How To Tell You're An Introvert And Use It To Your Advantage
Introverts are normally bullied. They're looked at as a weirdo lacking a social life.
But is being an introvert actually OK? Do introverts get ahead in life before extroverts? I suppose it all depends on the personality. For me, finding my true inner introvert helped me figure out what paths to take in my life.
In middle school, I was definitely introverted. Because of that, I basically had a red target on my back all day, every day.
Once high school came around, the mean, popular kids wanted to be my friend. I'm assuming it was because I found out what a straightener was and no longer looked like Marla Hooch from "A League of Their Own."
Becoming friends with these people pushed me to become an extrovert. At the time, it was great. I had a bunch of friends, I partied every weekend and almost every night during the summer and got my sneak-out routine down perfectly. (Mom, you're probably reading this now. Sorry.)
Needless to say, I had a great time. One night I even woke up with two of my friends on a random trampoline. But looking back now, I almost wish I remained an introvert.
I'm assuming my grades would have been better, I wouldn't have been as tired all the time, I wouldn't have spent my nights running from the police and I wouldn't have had to make up excuses for everything I've done or almost got in trouble for.
After high school, I moved to a secluded farm town with my dad and his girlfriend without a car. Each day I searched for a job so I could make enough money to get a car.

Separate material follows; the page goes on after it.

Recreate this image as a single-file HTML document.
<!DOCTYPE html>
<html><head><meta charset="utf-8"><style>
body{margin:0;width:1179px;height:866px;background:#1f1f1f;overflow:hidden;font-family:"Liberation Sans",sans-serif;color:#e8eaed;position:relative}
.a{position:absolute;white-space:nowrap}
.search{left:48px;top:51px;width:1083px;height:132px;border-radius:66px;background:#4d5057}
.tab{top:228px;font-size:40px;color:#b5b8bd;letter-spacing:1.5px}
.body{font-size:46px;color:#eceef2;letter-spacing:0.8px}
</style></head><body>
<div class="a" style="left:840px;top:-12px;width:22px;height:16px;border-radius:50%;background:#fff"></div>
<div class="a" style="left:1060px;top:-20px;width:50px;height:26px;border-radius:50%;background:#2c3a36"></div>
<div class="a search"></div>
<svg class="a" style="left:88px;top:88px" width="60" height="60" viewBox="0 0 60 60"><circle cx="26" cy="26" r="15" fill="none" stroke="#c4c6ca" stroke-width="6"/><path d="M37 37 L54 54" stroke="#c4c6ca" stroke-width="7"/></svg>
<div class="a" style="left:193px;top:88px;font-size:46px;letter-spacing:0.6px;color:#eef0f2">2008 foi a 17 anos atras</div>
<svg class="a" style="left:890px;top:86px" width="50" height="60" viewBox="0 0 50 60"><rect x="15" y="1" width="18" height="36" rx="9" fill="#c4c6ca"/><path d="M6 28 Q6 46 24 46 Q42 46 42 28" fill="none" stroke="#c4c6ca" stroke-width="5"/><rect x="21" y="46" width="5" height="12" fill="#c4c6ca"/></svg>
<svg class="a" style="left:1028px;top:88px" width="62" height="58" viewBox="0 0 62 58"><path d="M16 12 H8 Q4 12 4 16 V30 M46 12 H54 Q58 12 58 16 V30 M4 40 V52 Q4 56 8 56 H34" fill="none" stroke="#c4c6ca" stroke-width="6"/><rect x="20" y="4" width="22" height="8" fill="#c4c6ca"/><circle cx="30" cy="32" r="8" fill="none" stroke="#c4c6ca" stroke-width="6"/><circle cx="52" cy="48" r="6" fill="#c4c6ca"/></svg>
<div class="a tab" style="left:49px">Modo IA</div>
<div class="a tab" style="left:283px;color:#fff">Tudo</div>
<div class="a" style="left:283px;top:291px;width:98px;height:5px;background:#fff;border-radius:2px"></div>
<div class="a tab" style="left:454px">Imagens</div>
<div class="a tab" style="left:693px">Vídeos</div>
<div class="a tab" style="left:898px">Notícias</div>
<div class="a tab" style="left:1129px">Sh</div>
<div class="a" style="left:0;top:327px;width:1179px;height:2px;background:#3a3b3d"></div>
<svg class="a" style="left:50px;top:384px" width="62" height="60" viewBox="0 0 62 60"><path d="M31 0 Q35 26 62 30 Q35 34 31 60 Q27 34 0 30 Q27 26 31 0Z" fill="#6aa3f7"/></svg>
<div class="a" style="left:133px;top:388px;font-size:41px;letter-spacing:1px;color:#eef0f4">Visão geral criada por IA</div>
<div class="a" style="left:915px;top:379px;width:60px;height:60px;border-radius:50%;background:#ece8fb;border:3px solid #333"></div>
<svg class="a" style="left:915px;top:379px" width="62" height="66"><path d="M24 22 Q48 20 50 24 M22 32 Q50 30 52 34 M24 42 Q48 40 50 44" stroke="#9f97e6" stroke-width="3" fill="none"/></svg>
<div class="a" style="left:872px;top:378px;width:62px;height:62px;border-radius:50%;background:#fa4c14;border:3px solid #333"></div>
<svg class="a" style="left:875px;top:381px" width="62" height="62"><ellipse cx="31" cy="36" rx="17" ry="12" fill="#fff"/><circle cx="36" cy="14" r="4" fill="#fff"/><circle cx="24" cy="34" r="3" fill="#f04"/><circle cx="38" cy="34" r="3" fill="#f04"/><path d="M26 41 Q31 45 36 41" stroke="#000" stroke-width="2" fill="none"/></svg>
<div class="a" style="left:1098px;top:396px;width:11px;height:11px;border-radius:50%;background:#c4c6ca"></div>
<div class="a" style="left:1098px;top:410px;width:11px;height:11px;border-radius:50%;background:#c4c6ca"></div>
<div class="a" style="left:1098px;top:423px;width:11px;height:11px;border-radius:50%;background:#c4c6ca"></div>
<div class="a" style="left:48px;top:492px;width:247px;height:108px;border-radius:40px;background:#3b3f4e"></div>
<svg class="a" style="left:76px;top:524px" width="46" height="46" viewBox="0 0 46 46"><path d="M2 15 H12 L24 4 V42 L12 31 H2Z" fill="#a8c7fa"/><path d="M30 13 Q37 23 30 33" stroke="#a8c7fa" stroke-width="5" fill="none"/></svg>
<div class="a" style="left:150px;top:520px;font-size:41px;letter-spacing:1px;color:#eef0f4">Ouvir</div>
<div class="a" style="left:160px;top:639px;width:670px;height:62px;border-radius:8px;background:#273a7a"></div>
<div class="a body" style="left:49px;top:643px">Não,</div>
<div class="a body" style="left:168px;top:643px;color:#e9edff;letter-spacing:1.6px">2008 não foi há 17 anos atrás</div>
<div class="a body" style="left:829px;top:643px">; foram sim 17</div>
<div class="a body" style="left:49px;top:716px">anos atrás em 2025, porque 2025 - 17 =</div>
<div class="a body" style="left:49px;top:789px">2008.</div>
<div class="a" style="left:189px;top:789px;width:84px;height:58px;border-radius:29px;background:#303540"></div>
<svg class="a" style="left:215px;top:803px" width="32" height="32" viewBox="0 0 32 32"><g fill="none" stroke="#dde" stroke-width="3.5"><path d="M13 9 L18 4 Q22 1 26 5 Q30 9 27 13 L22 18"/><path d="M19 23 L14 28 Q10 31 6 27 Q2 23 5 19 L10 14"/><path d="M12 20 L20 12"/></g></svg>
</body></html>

My real, introverted self came back out. I spent my days alone either watching "Grey's Anatomy," reading or writing. Because I had so much alone time, I realized I actually did want to go to college and one day work for a big time magazine, maybe even write a book.
Instead of thinking about what I was going to wear next weekend for an insane, blowout party, I started a journal and researched different schools I wanted to go to.

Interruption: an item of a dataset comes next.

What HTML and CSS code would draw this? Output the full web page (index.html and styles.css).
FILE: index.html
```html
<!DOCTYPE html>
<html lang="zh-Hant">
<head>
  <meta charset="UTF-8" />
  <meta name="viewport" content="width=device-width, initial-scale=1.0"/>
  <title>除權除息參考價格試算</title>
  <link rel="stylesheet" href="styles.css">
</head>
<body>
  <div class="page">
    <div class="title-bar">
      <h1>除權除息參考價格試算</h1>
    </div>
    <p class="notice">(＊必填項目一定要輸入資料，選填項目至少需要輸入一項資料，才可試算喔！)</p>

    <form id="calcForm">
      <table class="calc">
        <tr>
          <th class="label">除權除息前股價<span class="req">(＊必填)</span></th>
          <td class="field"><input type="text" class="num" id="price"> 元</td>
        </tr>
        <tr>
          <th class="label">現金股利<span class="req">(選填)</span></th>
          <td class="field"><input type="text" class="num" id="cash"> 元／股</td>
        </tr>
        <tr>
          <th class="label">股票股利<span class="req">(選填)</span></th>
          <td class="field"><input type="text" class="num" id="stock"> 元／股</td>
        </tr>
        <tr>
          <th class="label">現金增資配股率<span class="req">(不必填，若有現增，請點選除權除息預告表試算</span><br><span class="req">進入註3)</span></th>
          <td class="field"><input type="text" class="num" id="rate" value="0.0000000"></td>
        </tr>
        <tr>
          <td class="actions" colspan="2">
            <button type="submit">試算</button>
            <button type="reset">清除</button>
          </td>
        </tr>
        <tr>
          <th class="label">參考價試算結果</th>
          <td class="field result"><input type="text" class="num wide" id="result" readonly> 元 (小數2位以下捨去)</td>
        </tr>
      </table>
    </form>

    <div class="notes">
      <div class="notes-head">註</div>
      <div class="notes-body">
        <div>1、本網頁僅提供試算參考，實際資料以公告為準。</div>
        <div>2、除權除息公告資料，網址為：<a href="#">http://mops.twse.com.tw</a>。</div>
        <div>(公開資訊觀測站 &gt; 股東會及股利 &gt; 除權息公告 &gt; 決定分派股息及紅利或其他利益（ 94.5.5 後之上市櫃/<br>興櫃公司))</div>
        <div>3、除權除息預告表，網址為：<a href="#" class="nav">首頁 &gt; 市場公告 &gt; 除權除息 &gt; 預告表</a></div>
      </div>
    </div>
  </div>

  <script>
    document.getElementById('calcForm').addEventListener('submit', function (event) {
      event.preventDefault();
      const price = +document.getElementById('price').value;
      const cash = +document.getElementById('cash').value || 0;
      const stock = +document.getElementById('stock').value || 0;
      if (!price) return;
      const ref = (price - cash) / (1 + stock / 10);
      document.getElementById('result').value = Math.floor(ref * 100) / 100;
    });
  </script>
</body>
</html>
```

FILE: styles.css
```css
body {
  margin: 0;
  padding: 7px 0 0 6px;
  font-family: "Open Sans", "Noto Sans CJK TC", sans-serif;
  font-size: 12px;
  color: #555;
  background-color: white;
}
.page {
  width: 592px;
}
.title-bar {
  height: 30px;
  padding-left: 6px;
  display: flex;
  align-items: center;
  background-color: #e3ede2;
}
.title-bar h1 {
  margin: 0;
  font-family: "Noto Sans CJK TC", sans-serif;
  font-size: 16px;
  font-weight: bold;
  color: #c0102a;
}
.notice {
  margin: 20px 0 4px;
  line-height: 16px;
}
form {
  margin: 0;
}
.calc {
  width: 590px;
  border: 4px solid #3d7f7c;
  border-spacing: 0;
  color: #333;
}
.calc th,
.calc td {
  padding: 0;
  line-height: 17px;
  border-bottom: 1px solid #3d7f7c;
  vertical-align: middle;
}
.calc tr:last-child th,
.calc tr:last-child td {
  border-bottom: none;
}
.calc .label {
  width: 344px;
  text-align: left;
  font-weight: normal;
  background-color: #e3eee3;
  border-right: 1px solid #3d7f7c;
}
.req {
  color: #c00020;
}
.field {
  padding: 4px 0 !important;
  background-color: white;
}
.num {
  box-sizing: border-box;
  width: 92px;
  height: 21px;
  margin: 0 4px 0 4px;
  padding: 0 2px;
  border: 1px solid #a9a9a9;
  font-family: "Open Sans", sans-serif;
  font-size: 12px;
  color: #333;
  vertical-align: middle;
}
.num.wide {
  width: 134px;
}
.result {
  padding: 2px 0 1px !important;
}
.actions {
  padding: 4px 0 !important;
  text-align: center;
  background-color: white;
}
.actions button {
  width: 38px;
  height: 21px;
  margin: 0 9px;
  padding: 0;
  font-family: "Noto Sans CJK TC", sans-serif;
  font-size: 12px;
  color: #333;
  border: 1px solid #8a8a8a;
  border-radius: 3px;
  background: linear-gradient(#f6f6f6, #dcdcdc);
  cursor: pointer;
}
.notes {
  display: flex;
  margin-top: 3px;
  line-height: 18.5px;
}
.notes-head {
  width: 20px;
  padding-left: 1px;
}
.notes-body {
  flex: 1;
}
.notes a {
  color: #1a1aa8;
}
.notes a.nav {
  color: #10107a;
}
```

About a year and a half later, we moved to a more city-like area and I started going to community college. Because I remained an introvert, I left that school two years later with a 4.0 GPA and began my move to the Poconos, PA to finish getting my degree at a university.
Moving in with my grandparents couldn't have made life more introverted for me. Don't get me wrong, they were great roommates; my grandfather did my laundry, my grandma made dinner, but you can assume they weren't slinging back shots while watching "The Price is Right."

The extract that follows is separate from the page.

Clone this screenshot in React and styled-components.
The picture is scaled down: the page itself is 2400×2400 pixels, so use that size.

College was fun. Usually, college is filled with parties and wild nights, but for me, I attended my classes and then went home to do homework, study and hang.
I pretty much got all of my partying days out in high school. Don't get me wrong, I had some parties at my house sometimes, but they were not even close to the ones I went to “back in the day.” At least I woke up in my bed every time.
If you're an introvert, it's OK. I can't change the past, and that's fine.
I will say that I owe myself credit for realizing that being an introvert is totally fine because I graduated college and I now have a great internship.
I'm finally on the right road, and I that's because I changed back to my real self instead of pretending I was someone else.